Figure 1: Sufficient GPUs and distribution for all clients to allocate successfully.

Given today’s landscape—GPUs are vastly underutilized—this should be the typical situation for most users. We do not know, here, the order in which the clients made their requests, but each sought two GPUs. Each client received responses from both servers with the number of currently available GPUs, GPUs which have been temporarily locked for that client. Clients respond to each server, accepting or rejecting the offered GPUs. Servers unlock the rejected GPUs. In this example, each client succeeded in allocating their desired GPUs.

Somebody Spins

We broke something, I think it was traction…
— Carl Edwards after getting spun out by Dale Jr. at Michigan

Calling upon my years of experience, I froze at the controls.
— Stirling Moss

This example illustrates reasons why a client will enter a request spin.

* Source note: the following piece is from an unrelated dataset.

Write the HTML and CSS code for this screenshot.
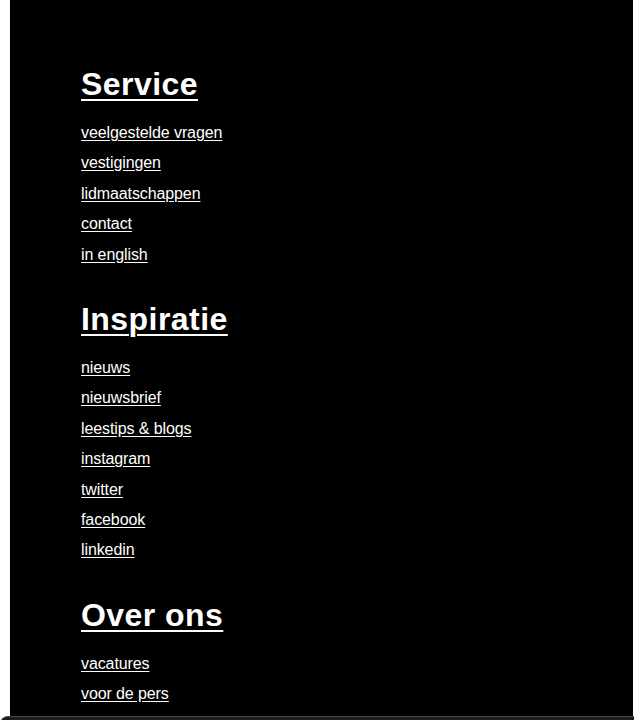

Client must spin until GPUs become available for allocation

Figure 2: A client enters request spin until GPUs available.

Two clients succeed in allocating three GPUs each. This leaves a single GPU free on each Bitfusion server. The third client (green, diagonal striping) requests two GPUs. While there are a total of two GPUs available in the pool, no single server has two, free GPUs. The third client, then is informed the request can not be satisfied immediately. The client enters into a spin, re-issuing the request after delays with a limited, exponential back-off. The client will spin for a configurable number of minutes and then give up. The default limit for retrying requests is 30 minutes.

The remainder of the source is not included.